Combining Lights With Outdoor Furniture
Light dining and conversation zones from above with string lights or a pendant to keep the surface usable without glare in anyone’s eyes. Soft, low deck lights work better around lounging areas. Position fixtures so the furniture is bathed in light rather than casting long shadows across the seating. If you are still building out the space, our notes on choosing high-quality outdoor furniture pair naturally with this step.
Using Color Temperature to Set the Mood
Color temperature changes the entire feel of a space. Warm white in the 2700K to 3000K range reads relaxed and welcoming, which suits patios and gardens, while cooler temperatures feel sharper and more utilitarian. Keep the temperature consistent within a zone so the scheme looks deliberate, and reach for dimmable or LED fixtures when you want to shift brightness for different occasions.
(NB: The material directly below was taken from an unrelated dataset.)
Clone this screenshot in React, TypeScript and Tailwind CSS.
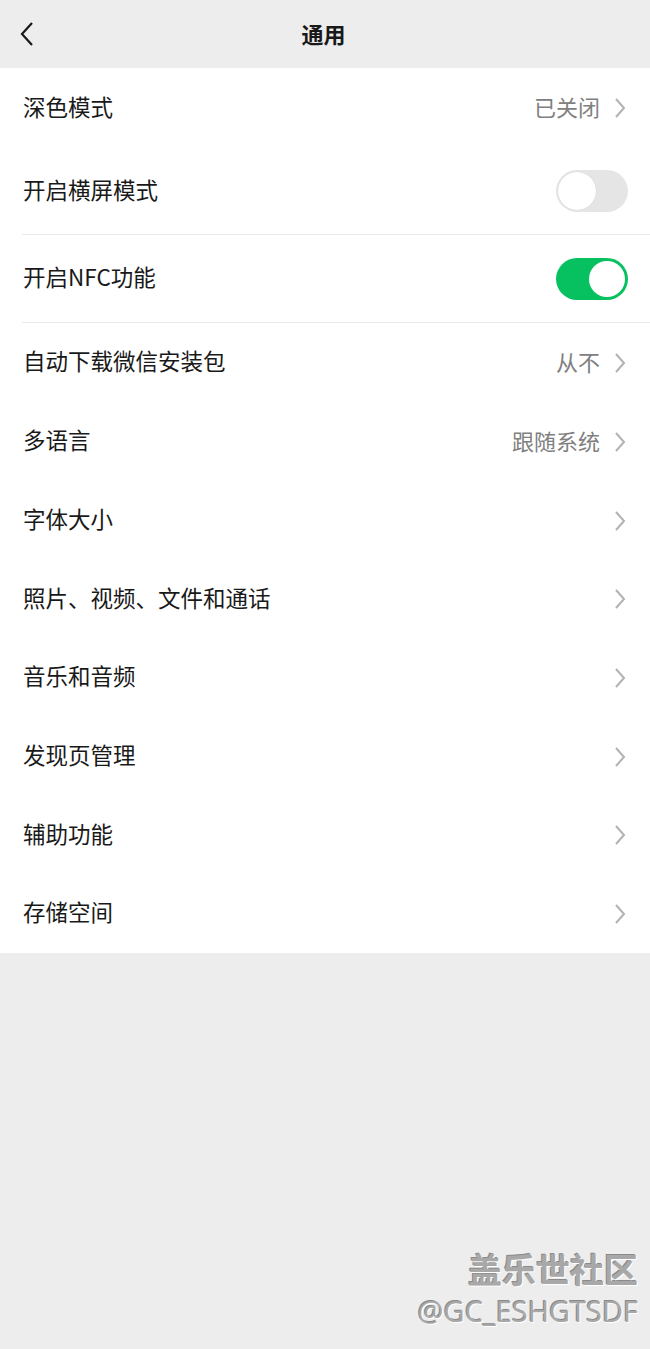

Energy Efficiency Without Sacrificing Look
Efficient choices and good design are not in conflict. LED fixtures and well-aimed solar units cut running costs and reduce how often you climb a ladder to swap bulbs. Adding timers or dusk-to-dawn sensors means lights run only when they are useful, which trims energy use further and keeps neighbors from dealing with glare or light spill onto their property.
Where to Go From Here
Outdoor lighting rewards a plan more than a shopping spree. Start with the zones people actually move through and gather in, decide what each one needs to do, then layer fixture types to match. For professional standards on planning and stewardship of outdoor spaces, the American Society of Landscape Architects is a solid reference, and the U.S. Department of Energy guide on LED lighting is worth reading before you buy.
Your next step: walk your yard after dark with a flashlight and note where you stumble, squint, or wish you could see more. That short audit will tell you exactly which fixtures to buy first, in the order that matters. You can also get more info on combining different kinds of outdoor lighting by consulting with a professional.